The Midtown Neighborhood Historic District is a national historic district located at St. Charles, St. Charles County, Missouri. The district encompasses 527 contributing buildings, 7 contributing sites, and 5 contributing objects in a predominantly residential section of St. Charles. It developed between about 1838 and 1959 and includes representative examples of Federal, Greek Revival, Gothic Revival, Italianate, Queen Anne, Romanesque Revival, Folk Victorian, Colonial Revival, Classical Revival, Tudor Revival, and Bungalow/American Craftsman style architecture. Located in the district are the separately listed African Church and Oliver L. and Catherine Link House. Other notable buildings include the St. Charles County Courthouse, Benton School (1896), St.
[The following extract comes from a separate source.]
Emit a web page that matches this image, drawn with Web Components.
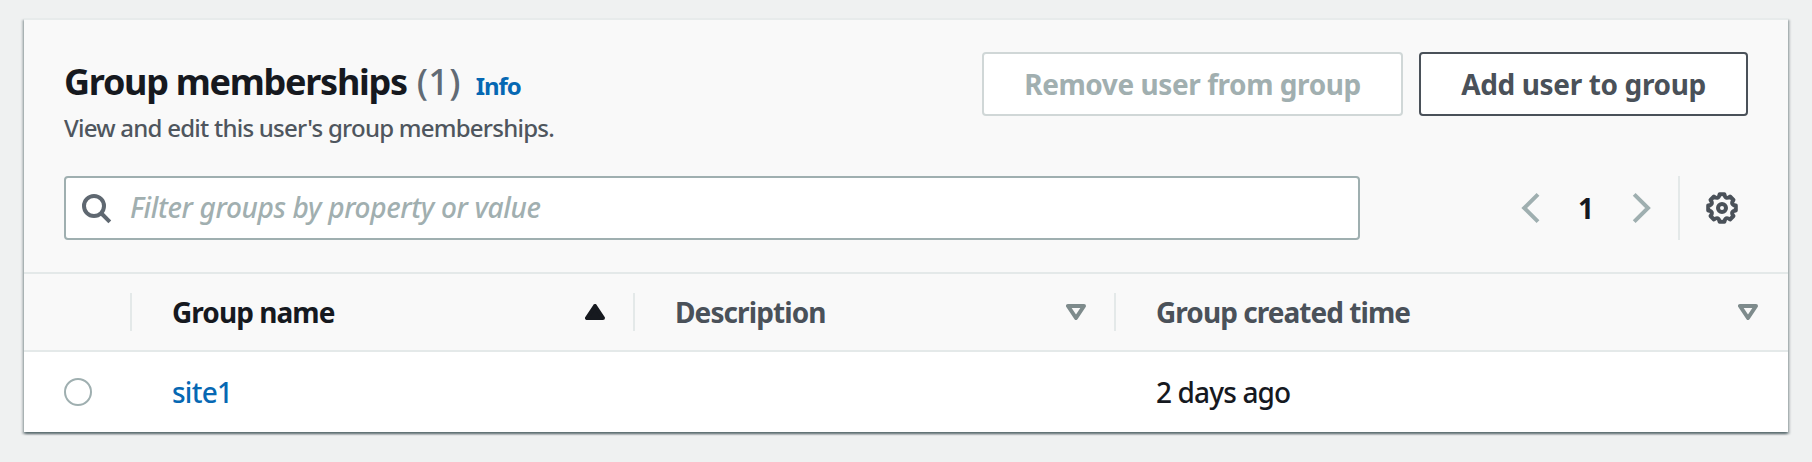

John's A.M.E. Church (1872), Immanuel Lutheran Church (1867), Jefferson Street Presbyterian Church, Fourth Street Market Grocery (1926-1927), West End Grocery and Meat Market (c. 1900), Dr. Ludwell Powell House (1838), Rogers-Ehrhard House (1856, 1866), Waye Monument Company and Residence (1889), Meyer House, Kaemmerlen House, and Elsner House.

It was added to the National Register of Historic Places in 2014.